Objective:
Each line that holds the word "components" should be returned.

Collected material:
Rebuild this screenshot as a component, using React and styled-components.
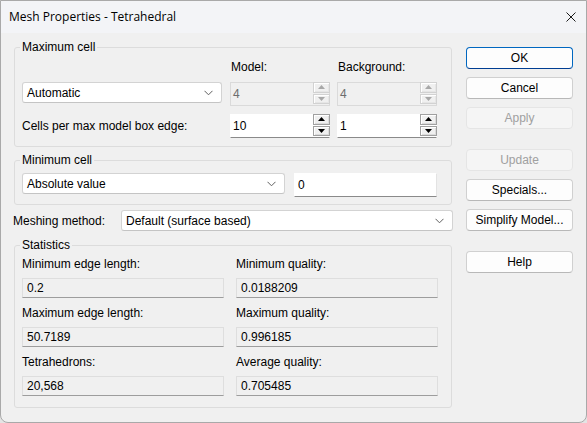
import styled, { createGlobalStyle } from "styled-components";

const GlobalStyle = createGlobalStyle`
  html, body {
    margin: 0;
    padding: 0;
    background: #e4e4e4;
  }
  body {
    font-family: "Liberation Sans", Arial, sans-serif;
    font-size: 12px;
    color: #000;
  }
`;

const STATS = [
  [
    { label: "Minimum edge length:", value: "0.2" },
    { label: "Minimum quality:", value: "0.0188209" },
  ],
  [
    { label: "Maximum edge length:", value: "50.7189" },
    { label: "Maximum quality:", value: "0.996185" },
  ],
  [
    { label: "Tetrahedrons:", value: "20,568" },
    { label: "Average quality:", value: "0.705485" },
  ],
];

const BUTTONS = [
  { label: "OK", gap: 0, primary: true },
  { label: "Cancel", gap: 8 },
  { label: "Apply", gap: 8, disabled: true },
  { label: "Update", gap: 20, disabled: true },
  { label: "Specials...", gap: 8 },
  { label: "Simplify Model...", gap: 8 },
  { label: "Help", gap: 20 },
];

function Chevron() {
  return (
    <ChevronIcon width="9" height="6" viewBox="0 0 9 6">
      <path d="M0.5 0.8 L4.5 4.8 L8.5 0.8" fill="none" stroke="#5f5f5f" strokeWidth="1" />
    </ChevronIcon>
  );
}

function Combo({ value, width }) {
  return (
    <StyledCombo $width={width}>
      <span>{value}</span>
      <Chevron />
    </StyledCombo>
  );
}

function SpinBox({ value, disabled }) {
  return (
    <StyledSpin $disabled={disabled}>
      <SpinText>{value}</SpinText>
      <SpinButtons>
        <SpinArrow $disabled={disabled}>
          <svg width="7" height="4" viewBox="0 0 7 4">
            <path d="M0 4 L3.5 0 L7 4 Z" fill={disabled ? "#a8a8a8" : "#000"} />
          </svg>
        </SpinArrow>
        <SpinArrow $disabled={disabled}>
          <svg width="7" height="4" viewBox="0 0 7 4">
            <path d="M0 0 L3.5 4 L7 0 Z" fill={disabled ? "#a8a8a8" : "#000"} />
          </svg>
        </SpinArrow>
      </SpinButtons>
    </StyledSpin>
  );
}

export default function App() {
  return (
    <>
      <GlobalStyle />
      <Window>
        <TitleBar>
          <Title>Mesh Properties - Tetrahedral</Title>
          <CloseIcon width="10" height="10" viewBox="0 0 10 10">
            <path d="M0.5 0.5 L9.5 9.5 M9.5 0.5 L0.5 9.5" stroke="#1a1a1a" strokeWidth="1" />
          </CloseIcon>
        </TitleBar>

        <Body>
          <LeftColumn>
            <Group>
              <Legend>Maximum cell</Legend>
              <MaxGrid>
                <span />
                <ColumnHead>Model:</ColumnHead>
                <ColumnHead>Background:</ColumnHead>

                <Combo value="Automatic" width={200} />
                <SpinBox value="4" disabled />
                <SpinBox value="4" disabled />

                <RowLabel>Cells per max model box edge:</RowLabel>
                <SpinBox value="10" />
                <SpinBox value="1" />
              </MaxGrid>
            </Group>

            <Group $top={6} $bottom={7}>
              <Legend>Minimum cell</Legend>
              <MinRow>
                <Combo value="Absolute value" width={263} />
                <Edit>0</Edit>
              </MinRow>
            </Group>

            <MeshRow>
              <span>Meshing method:</span>
              <Combo value="Default (surface based)" width={332} />
            </MeshRow>

            <Group $top={7} $pad={5} $bottom={11}>
              <Legend>Statistics</Legend>
              <StatsGrid>
                {STATS.flat().map((s) => (
                  <Stat key={s.label}>
                    <span>{s.label}</span>
                    <ReadOnly>{s.value}</ReadOnly>
                  </Stat>
                ))}
              </StatsGrid>
            </Group>
          </LeftColumn>

          <ButtonColumn>
            {BUTTONS.map((b) => (
              <DialogButton
                key={b.label}
                $gap={b.gap}
                $primary={b.primary}
                $disabled={b.disabled}
              >
                {b.label}
              </DialogButton>
            ))}
          </ButtonColumn>
        </Body>
      </Window>
    </>
  );
}

const Window = styled.div`
  width: 587px;
  height: 423px;
  box-sizing: border-box;
  border: 1px solid #a9a9a9;
  border-radius: 0 0 8px 8px;
  background: #f0f0f0;
  overflow: hidden;
  display: flex;
  flex-direction: column;
`;

const TitleBar = styled.div`
  height: 30px;
  flex-shrink: 0;
  background: #f3f4f7;
  display: flex;
  align-items: center;
  justify-content: space-between;
  padding: 0 10px 2px 8px;
`;

const Title = styled.span`
  font-family: "Open Sans", "Noto Sans", sans-serif;
  font-size: 12px;
  color: #000;
`;

const CloseIcon = styled.svg`
  display: block;
  margin-top: 2px;
`;

const Body = styled.div`
  display: flex;
  gap: 14px;
  padding: 7px 0 0 13px;
`;

const LeftColumn = styled.div`
  width: 438px;
  display: flex;
  flex-direction: column;
`;

const Group = styled.fieldset`
  margin: ${(p) => p.$top ?? 0}px 0 0 0;
  padding: ${(p) => p.$pad ?? 6}px 7px ${(p) => p.$bottom ?? 8}px 7px;
  border: 1px solid #dcdcdc;
  border-radius: 3px;
  min-width: 0;
`;

const Legend = styled.legend`
  padding: 0 2px;
  margin-left: -2px;
  line-height: 14px;
`;

const MaxGrid = styled.div`
  display: grid;
  grid-template-columns: 208px 107px 100px;
  grid-template-rows: 14px 24px 24px;
  row-gap: 8px;
  align-items: center;
`;

const ColumnHead = styled.span`
  padding-left: 1px;
  line-height: 14px;
`;

const RowLabel = styled.span`
  line-height: 14px;
`;

const StyledCombo = styled.div`
  width: ${(p) => p.$width}px;
  height: 21px;
  box-sizing: border-box;
  background: #fff;
  border: 1px solid #d3d3d3;
  border-bottom-color: #c4c4c4;
  border-radius: 3px;
  display: flex;
  align-items: center;
  justify-content: space-between;
  padding: 0 8px 0 4px;
  align-self: start;
`;

const ChevronIcon = styled.svg`
  display: block;
`;

const StyledSpin = styled.div`
  width: 100px;
  height: 24px;
  box-sizing: border-box;
  display: flex;
  align-items: stretch;
  background: ${(p) => (p.$disabled ? "#f0f0f0" : "#fff")};
  border: 1px solid ${(p) => (p.$disabled ? "#dadada" : "#fff")};
  border-bottom-color: ${(p) => (p.$disabled ? "#dadada" : "#8a8a8a")};
  color: ${(p) => (p.$disabled ? "#6d6d6d" : "#000")};
`;

const SpinText = styled.span`
  flex: 1;
  display: flex;
  align-items: center;
  padding-left: 2px;
`;

const SpinButtons = styled.div`
  width: 17px;
  display: flex;
  flex-direction: column;
  gap: 1px;
  margin: -1px -1px 1px 0;
`;

const SpinArrow = styled.div`
  flex: 1;
  box-sizing: border-box;
  display: flex;
  align-items: center;
  justify-content: center;
  background: #f0f0f0;
  border: 1px solid ${(p) => (p.$disabled ? "#d2d2d2" : "#a0a0a0")};
  box-shadow: inset 1px 1px 0 #fff, inset -1px -1px 0 ${(p) => (p.$disabled ? "#e6e6e6" : "#dcdcdc")};

  svg {
    display: block;
  }
`;

const MinRow = styled.div`
  display: flex;
  gap: 9px;
  height: 24px;
`;

const Edit = styled.div`
  width: 143px;
  height: 24px;
  box-sizing: border-box;
  background: #fff;
  border: 1px solid #e3e3e3;
  border-left-color: #fff;
  border-top-color: #fff;
  border-bottom-color: #8a8a8a;
  display: flex;
  align-items: center;
  padding-left: 3px;
`;

const MeshRow = styled.div`
  margin-top: 5px;
  height: 21px;
  display: flex;
  align-items: center;
  justify-content: space-between;
  margin-left: -1px;
  margin-right: -1px;
`;

const StatsGrid = styled.div`
  display: grid;
  grid-template-columns: 202px 202px;
  column-gap: 12px;
  row-gap: 8px;
`;

const Stat = styled.div`
  display: flex;
  flex-direction: column;
  gap: 7px;
  line-height: 14px;
`;

const ReadOnly = styled.div`
  height: 20px;
  box-sizing: border-box;
  background: #f0f0f0;
  border: 1px solid #dedede;
  border-bottom-color: #9d9d9d;
  display: flex;
  align-items: center;
  padding-left: 4px;
`;

const ButtonColumn = styled.div`
  width: 107px;
  display: flex;
  flex-direction: column;
  margin-top: 7px;
`;

const DialogButton = styled.div`
  margin-top: ${(p) => p.$gap}px;
  height: 22px;
  box-sizing: border-box;
  border-radius: 4px;
  display: flex;
  align-items: center;
  justify-content: center;
  background: ${(p) => (p.$disabled ? "#f5f5f5" : "#fdfdfd")};
  border: 1px solid
    ${(p) => (p.$primary ? "#0067c0" : p.$disabled ? "#e5e5e5" : "#d0d0d0")};
  border-bottom-color: ${(p) =>
    p.$primary ? "#003e92" : p.$disabled ? "#e5e5e5" : "#b8b8b8"};
  color: ${(p) => (p.$disabled ? "#a0a0a0" : "#000")};
`;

In response:
Rebuild this screenshot as a component, using React and styled-components.
import styled, { createGlobalStyle } from "styled-components";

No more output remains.